Hope and Fear
The narrator of G.K. Chesterton’s first Father Brown story, “The Blue Cross,” ruminating on the role of chance in criminal investigation, reflects that, “There is in life an element of elfin coincidence which people reckoning on the prosaic may perpetually miss.” While no crime save the theft of a heart appears in today’s chapter there is a major coincidence in relation to Pierre Bezukhov’s character development. It may not, for those reckoning on the prosaic, be immediately apparent but it’s there. For the past few days, you see, we’ve meditated on Pierre’s recent enlightenment. We’ve noted that he’s more calm, better adjusted, well-focused and mentally tranquil. Now, as if by means of some otherworldly coincidental test of his new life, Pierre is confronted with the prospect of romantic love, a subject historically at odds with regular mental tranquility. How does he fare with this test? Does he maintain his composure?

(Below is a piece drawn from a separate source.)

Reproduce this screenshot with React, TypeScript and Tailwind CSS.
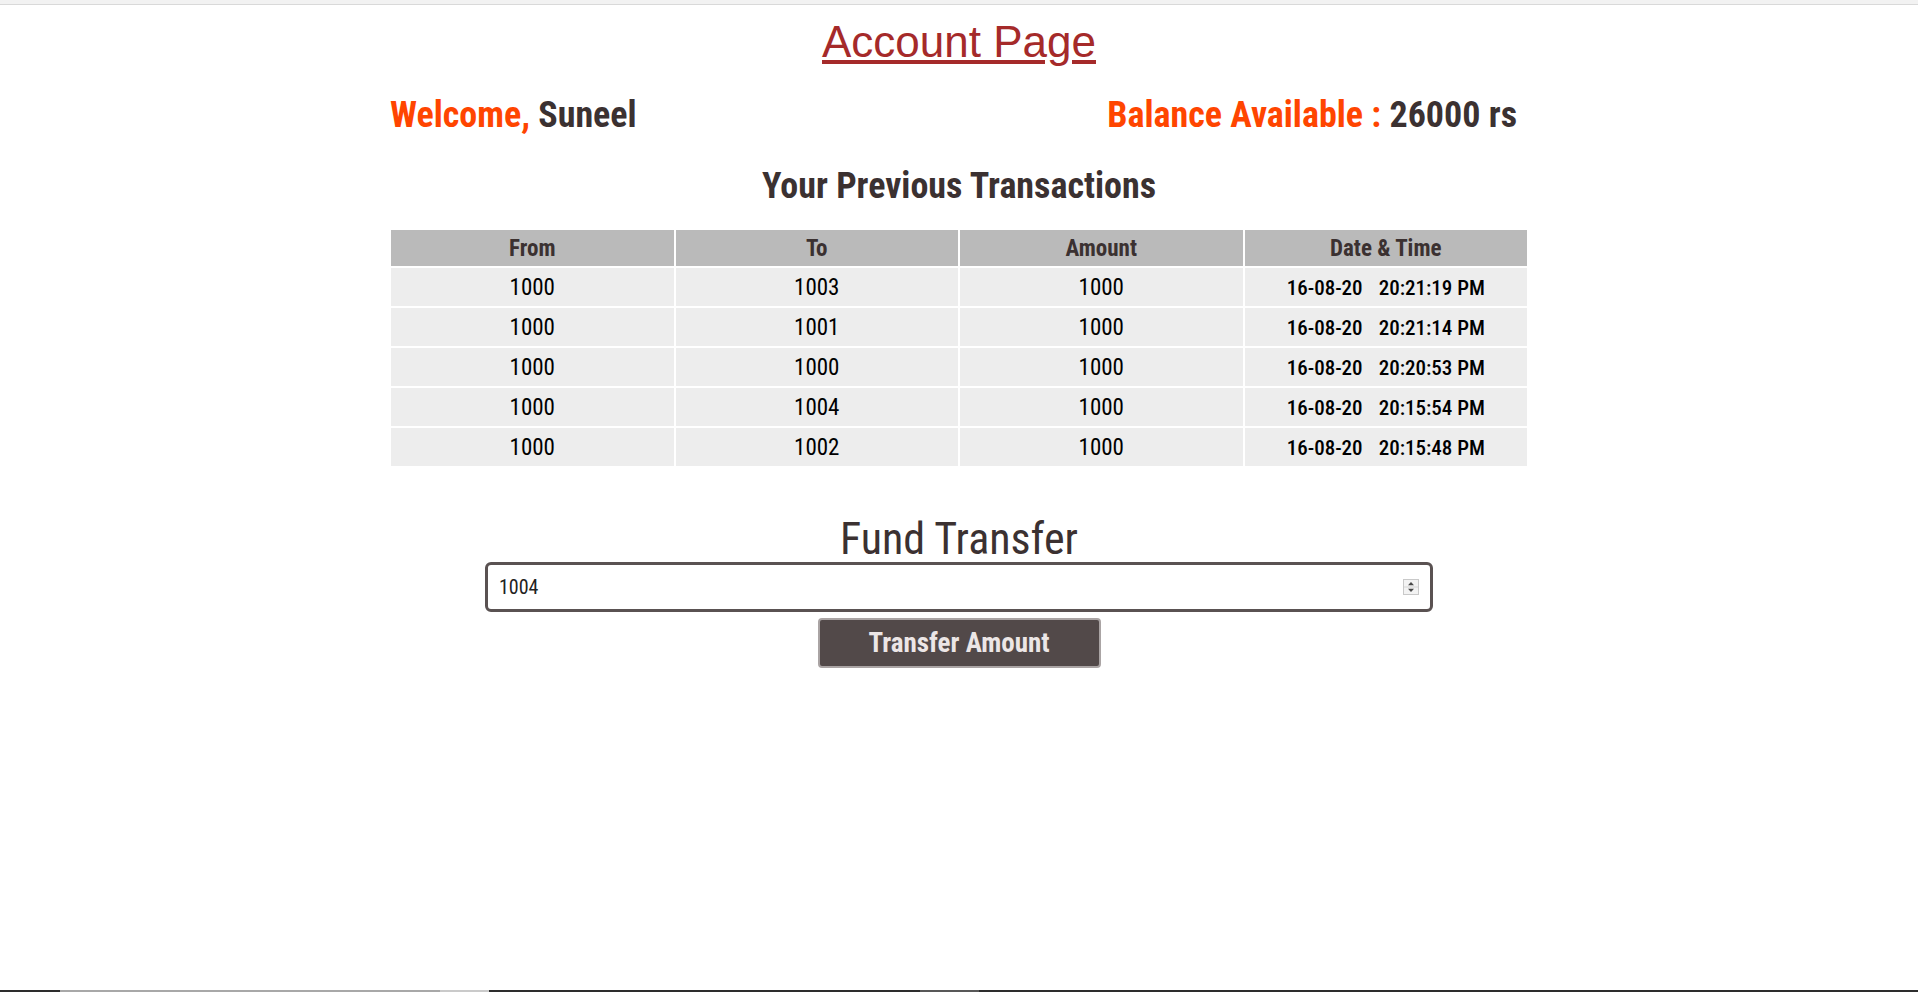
import React from 'react';

interface Transaction {
  from: string;
  to: string;
  amount: string;
  date: string;
  time: string;
}

const transactions: Transaction[] = [
  { from: '1000', to: '1003', amount: '1000', date: '16-08-20', time: '20:21:19 PM' },
  { from: '1000', to: '1001', amount: '1000', date: '16-08-20', time: '20:21:14 PM' },
  { from: '1000', to: '1000', amount: '1000', date: '16-08-20', time: '20:20:53 PM' },
  { from: '1000', to: '1004', amount: '1000', date: '16-08-20', time: '20:15:54 PM' },
  { from: '1000', to: '1002', amount: '1000', date: '16-08-20', time: '20:15:48 PM' },
];

const Spinner: React.FC = () => (
  <svg width="16" height="16" viewBox="0 0 16 16" className="absolute right-[14px] top-[17px]">
    <rect x="0.5" y="0.5" width="15" height="15" fill="#f3f3f3" stroke="#c9c9c9" />
    <line x1="1" y1="8" x2="15" y2="8" stroke="#d5d5d5" />
    <path d="M5 6.2 L8 3 L11 6.2 Z" fill="#4a4a4a" />
    <path d="M5 9.8 L8 13 L11 9.8 Z" fill="#4a4a4a" />
  </svg>
);

const App: React.FC = () => {
  return (
    <div className="h-[992px] flex flex-col bg-white overflow-hidden">
      {/* browser strip */}
      <div className="h-[5px] bg-[#f2f2f2] border-b border-[#d9d9d9] shrink-0" />

      <main className="flex-1">
        <h1 className="mt-[15px] text-center text-[44px] leading-none font-normal font-['Liberation_Sans',Arial,sans-serif] text-[#a52a2a] underline">
          Account Page
        </h1>

        {/* narrow sans everywhere below the title */}
        <div className="w-[1140px] mx-auto font-['Roboto',sans-serif] font-stretch-condensed">
          <div className="mt-[33px] flex justify-between pl-[1px] pr-[12px] text-[36px] leading-none font-bold">
            <p>
              <span className="text-[#ff4500]">Welcome, </span>
              <span className="text-[#3b3131]">Suneel</span>
            </p>
            <p>
              <span className="text-[#ff4500]">Balance Available : </span>
              <span className="text-[#3b3131]">26000 rs</span>
            </p>
          </div>

          <h2 className="mt-[35px] text-center text-[36px] leading-none font-bold text-[#3b3131]">
            Your Previous Transactions
          </h2>

          {/* transactions */}
          <table className="mt-[24px] w-full table-fixed border-separate border-spacing-[2px]">
            <thead>
              <tr className="h-[36px] bg-[#bababa] text-[#3b3131] text-[23px] font-bold leading-[26px]">
                <th className="pt-[2px]">From</th>
                <th className="pt-[2px]">To</th>
                <th className="pt-[2px]">Amount</th>
                <th className="pt-[2px]">Date &amp; Time</th>
              </tr>
            </thead>
            <tbody>
              {transactions.map((t, i) => (
                <tr key={i} className="h-[38px] bg-[#ededed] text-black text-[23px] leading-[26px] text-center">
                  <td className="pt-[2px]">{t.from}</td>
                  <td className="pt-[2px]">{t.to}</td>
                  <td className="pt-[2px]">{t.amount}</td>
                  <td className="pt-[2px] font-stretch-semi-condensed font-medium text-[21px]">
                    {t.date}
                    <span className="ml-[16px]">{t.time}</span>
                  </td>
                </tr>
              ))}
            </tbody>
          </table>

          <h2 className="mt-[49px] text-center text-[44px] leading-none font-normal text-[#3b3131]">
            Fund Transfer
          </h2>

          <div className="relative mt-[1px] mx-auto w-[948px]">
            <input
              type="text"
              readOnly
              value="1004"
              className="w-full h-[50px] border-[3px] border-[#5a5252] rounded-[6px] pl-[11px] text-[20px] text-[#222] outline-none bg-white"
            />
            <Spinner />
          </div>

          <div className="flex justify-center mt-[6px]">
            <button className="w-[283px] h-[50px] bg-[#524949] border-2 border-[#aaa4a4] rounded-[4px] text-[#ece6e6] text-[27px] font-bold leading-none">
              Transfer Amount
            </button>
          </div>
        </div>
      </main>

      {/* taskbar edge */}
      <div className="h-[2px] flex shrink-0">
        <div className="w-[60px] bg-[#2d2d2d]" />
        <div className="w-[380px] bg-[#a8a8a8]" />
        <div className="w-[49px] bg-[#cacaca]" />
        <div className="w-[431px] bg-[#2d2d2d]" />
        <div className="w-[59px] bg-[#585858]" />
        <div className="flex-1 bg-[#2d2d2d]" />
      </div>
    </div>
  );
};

export default App;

Today he backslides a little bit. The old agitation in his behavior returns. Confusion clouds his mind. He stumbles over his thoughts and has difficulty articulating himself. All this occurs because he decides that he must marry Natasha but is not sure if she will have him as her husband. Here we return to Epictetus’s teaching that unhappiness is born from desiring something that does not come about.
It’s important for Pierre, if he wishes to continue on the path of mental tranquility, that he not allow his desire for Natasha to overwhelm him. This isn’t to say that he shouldn’t pursue a relationship with Natasha. In fact, a relationship with her might be beneficial to him. In today’s chapter, for instance, he experiences a brief moment of anattā “as if he was vanishing and that neither he nor she existed any longer, that nothing existed but happiness.”
That’s nice but he must not allow his desire to outpace his mindfulness. Otherwise he might revert to the old Pierre. The old Pierre is fun to read about, sure, but also a complete mess.
‘You will cease to fear,’ says [Hecaton], ‘if you cease to hope.’ You may ask, ‘How can things so different go hand-in-hand?’ The truth is, my dear Lucilius, that though they seem to differ that are in fact attached; one chain joins the prisoner and his guard, and these two, different as they are, walking step in the same way. Fear keeps pace with hope. Nor do I find it surprising that they keep company, for each belongs to a mind in suspense, a mind hanging on what the future might bring. The cause in both cases is failure to adjust ourselves to the present and a tendency to project our mental processes far into the future.